The Invisible Mirror

Digital cameras, webcams, and smartphones have changed the way we interact with each other. We now take instant photos of our food and post them for the world to see. Facebook, Twitter, and Instagram are must have apps which are used for daily recording of our lives. You can literally view someone's entire day from the time they wake up until the time they go to bed. Everything is on camera.

But hit the pause button for now and think about the implications. We've become so accustomed to putting ourselves on camera that we've become numb to when the camera is out of our control. What do I mean you ask? Well, if you've shopped in a store, bought coffee in a Starbucks, or pumped gas today then you were on camera. Parking lots have cameras. ATMs have cameras. Workplaces have cameras. Churches have cameras. Crowds are observed on camera at sporting events. In a growing number of cities streets and intersections have cameras that capture images of pedestrians and vehicles. And last but not least, Google has used satellites to film where you are currently sitting right now. If you use Google+ they are inside your home too.

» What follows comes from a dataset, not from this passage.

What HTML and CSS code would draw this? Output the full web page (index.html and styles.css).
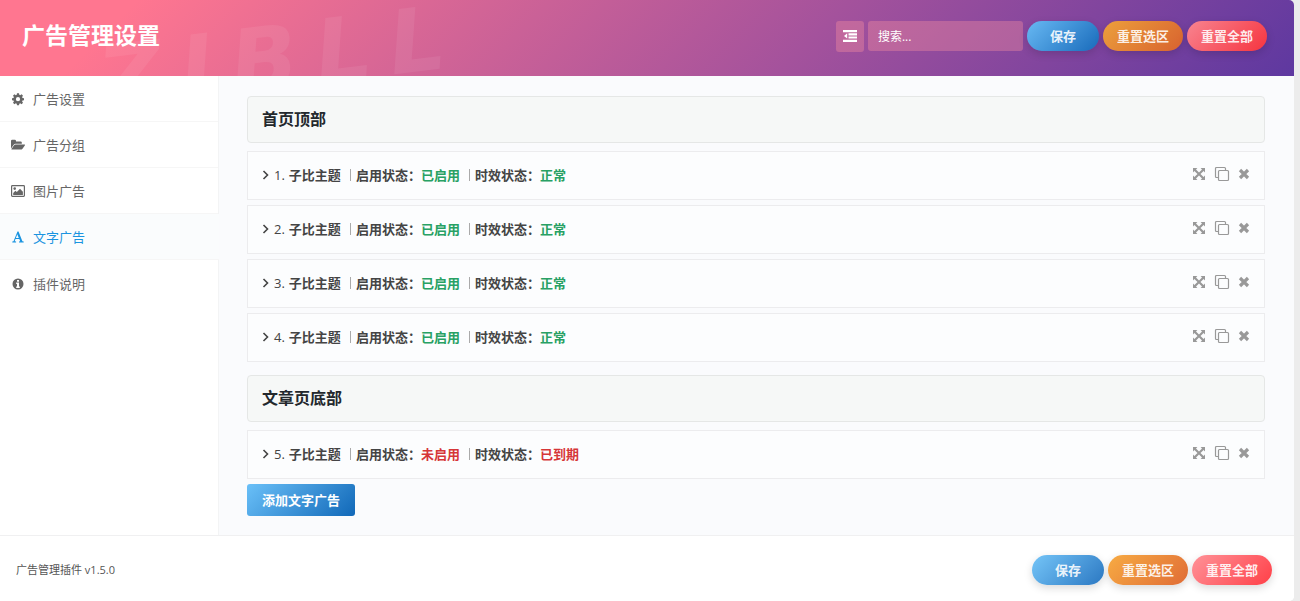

 We have become conditioned to being observed, willingly or not. Webcams are being hacked and digital pirates can watch you whenever they want (so put that away) and you wouldn't even know. The apps I mentioned before require you to give up your rights to control your smartphone camera or tablet camera (read the permissions carefully the next time you download an app). While you never want to promote conspiracy theories or dwell in the land of paranoia, you should take a moment and become more aware of the little bites of privacy that you willingly give away.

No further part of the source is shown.